(DATASET EXCERPT):
· · · · ·
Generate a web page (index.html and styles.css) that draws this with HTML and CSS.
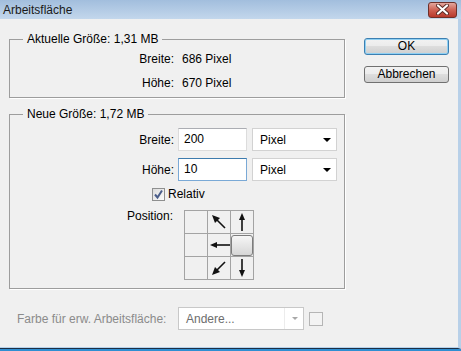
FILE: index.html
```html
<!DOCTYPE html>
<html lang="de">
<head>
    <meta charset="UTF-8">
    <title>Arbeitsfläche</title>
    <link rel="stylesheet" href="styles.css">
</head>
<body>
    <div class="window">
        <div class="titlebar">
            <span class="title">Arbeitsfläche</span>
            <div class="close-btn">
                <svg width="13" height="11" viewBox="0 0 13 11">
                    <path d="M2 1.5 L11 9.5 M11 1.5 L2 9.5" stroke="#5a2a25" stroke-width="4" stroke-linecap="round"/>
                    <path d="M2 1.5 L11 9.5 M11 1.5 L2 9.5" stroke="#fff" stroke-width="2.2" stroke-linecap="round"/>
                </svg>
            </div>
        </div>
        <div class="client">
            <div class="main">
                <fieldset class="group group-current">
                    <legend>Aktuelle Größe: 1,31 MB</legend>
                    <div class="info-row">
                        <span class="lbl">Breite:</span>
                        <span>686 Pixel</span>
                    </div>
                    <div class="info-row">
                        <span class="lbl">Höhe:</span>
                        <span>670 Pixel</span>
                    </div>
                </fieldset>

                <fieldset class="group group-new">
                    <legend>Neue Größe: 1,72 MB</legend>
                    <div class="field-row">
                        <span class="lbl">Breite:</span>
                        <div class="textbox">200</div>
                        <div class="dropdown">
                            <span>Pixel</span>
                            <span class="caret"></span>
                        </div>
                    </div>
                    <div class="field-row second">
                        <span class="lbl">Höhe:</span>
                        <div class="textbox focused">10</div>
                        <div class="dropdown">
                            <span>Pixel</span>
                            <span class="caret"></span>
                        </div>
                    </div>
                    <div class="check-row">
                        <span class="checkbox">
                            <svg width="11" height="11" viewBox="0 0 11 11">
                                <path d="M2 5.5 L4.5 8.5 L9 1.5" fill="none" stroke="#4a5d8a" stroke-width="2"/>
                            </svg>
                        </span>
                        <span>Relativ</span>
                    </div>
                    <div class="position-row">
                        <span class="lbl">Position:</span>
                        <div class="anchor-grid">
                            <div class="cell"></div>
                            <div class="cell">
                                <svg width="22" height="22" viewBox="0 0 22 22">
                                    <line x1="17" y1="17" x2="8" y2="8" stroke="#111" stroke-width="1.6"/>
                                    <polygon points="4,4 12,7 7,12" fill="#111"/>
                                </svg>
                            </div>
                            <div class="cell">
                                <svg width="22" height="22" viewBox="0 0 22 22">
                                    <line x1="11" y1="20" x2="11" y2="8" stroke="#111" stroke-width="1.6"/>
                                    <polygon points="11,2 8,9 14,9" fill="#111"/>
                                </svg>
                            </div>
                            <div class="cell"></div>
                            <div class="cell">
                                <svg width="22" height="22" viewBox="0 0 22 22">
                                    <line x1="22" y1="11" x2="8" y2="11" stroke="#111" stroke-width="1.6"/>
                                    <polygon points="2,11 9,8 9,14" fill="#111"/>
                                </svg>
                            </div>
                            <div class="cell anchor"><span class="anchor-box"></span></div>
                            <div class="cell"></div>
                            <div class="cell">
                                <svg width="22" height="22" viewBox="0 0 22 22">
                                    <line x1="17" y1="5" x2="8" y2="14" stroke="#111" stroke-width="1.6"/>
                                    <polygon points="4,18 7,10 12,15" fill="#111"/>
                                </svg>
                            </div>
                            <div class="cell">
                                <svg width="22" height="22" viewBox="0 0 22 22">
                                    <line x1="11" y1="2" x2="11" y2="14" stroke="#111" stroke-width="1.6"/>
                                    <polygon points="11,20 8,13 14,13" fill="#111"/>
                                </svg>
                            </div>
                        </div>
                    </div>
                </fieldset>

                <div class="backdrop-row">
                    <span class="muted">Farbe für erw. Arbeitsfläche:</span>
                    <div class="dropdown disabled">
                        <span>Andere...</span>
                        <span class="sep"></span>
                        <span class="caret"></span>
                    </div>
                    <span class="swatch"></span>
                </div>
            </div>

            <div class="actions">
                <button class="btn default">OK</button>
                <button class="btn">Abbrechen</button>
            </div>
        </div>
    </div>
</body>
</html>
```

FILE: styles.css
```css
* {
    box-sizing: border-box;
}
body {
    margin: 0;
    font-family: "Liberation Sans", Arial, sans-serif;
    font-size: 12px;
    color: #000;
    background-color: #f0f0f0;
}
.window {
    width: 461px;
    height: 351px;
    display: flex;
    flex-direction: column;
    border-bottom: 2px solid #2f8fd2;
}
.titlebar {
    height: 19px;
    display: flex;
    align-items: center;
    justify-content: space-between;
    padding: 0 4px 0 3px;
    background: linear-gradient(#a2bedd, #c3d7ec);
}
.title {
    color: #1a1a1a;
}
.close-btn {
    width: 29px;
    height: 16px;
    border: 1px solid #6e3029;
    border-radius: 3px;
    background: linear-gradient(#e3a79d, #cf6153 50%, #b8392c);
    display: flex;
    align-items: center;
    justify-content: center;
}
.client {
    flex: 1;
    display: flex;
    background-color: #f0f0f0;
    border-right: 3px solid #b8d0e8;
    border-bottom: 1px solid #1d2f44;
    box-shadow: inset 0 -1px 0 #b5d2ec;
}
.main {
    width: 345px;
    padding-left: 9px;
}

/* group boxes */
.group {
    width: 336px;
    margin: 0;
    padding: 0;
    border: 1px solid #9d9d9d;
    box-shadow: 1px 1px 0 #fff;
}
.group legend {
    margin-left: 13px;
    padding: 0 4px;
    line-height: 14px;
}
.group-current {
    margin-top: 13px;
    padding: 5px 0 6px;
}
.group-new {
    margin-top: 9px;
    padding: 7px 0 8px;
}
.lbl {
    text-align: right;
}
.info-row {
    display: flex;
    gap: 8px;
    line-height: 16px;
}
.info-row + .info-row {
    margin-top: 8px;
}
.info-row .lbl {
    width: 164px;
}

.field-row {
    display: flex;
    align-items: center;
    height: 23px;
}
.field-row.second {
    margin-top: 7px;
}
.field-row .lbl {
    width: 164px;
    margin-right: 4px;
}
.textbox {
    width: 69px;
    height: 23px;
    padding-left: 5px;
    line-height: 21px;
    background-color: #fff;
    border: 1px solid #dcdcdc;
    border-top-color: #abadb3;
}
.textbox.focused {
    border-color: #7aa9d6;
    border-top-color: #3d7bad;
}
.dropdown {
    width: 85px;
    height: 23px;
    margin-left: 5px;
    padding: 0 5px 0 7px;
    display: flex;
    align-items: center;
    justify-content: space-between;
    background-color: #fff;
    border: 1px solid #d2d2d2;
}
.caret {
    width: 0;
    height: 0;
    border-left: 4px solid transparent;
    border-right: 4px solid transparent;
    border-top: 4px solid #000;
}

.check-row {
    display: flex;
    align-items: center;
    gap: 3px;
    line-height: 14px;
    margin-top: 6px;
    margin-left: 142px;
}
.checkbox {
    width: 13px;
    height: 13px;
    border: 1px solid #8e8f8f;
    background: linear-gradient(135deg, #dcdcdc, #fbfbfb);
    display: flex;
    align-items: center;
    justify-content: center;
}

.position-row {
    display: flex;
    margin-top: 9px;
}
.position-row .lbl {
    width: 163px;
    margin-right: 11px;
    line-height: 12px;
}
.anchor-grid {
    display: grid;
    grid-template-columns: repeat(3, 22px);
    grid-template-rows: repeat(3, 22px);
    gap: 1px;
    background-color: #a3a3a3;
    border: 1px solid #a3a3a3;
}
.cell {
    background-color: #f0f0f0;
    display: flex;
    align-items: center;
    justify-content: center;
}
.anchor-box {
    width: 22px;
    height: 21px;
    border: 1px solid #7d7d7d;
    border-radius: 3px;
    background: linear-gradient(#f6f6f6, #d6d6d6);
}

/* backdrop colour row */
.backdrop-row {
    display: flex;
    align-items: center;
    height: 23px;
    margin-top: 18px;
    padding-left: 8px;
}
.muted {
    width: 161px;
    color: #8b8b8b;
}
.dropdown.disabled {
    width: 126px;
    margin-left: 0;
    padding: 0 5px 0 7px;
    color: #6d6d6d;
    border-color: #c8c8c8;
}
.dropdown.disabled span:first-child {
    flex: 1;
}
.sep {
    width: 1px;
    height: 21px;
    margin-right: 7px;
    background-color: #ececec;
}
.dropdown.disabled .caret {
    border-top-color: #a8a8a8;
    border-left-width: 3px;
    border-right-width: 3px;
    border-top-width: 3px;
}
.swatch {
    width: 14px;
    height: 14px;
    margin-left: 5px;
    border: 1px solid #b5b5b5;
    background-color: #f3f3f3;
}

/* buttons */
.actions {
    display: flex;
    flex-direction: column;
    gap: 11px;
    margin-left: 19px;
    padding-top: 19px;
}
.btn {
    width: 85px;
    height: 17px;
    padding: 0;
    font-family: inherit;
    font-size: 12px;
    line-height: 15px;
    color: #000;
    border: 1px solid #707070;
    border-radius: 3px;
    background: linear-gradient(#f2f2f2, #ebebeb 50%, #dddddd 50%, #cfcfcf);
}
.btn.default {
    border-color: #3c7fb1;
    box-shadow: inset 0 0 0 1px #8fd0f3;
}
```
· · · · ·
(WHAT YOU ARE ASKED TO DO): Track down all lines above with the string "styles" and copy them.

(EXERCISE ANSWER):
Generate a web page (index.html and styles.css) that draws this with HTML and CSS.
    <link rel="stylesheet" href="styles.css">
FILE: styles.css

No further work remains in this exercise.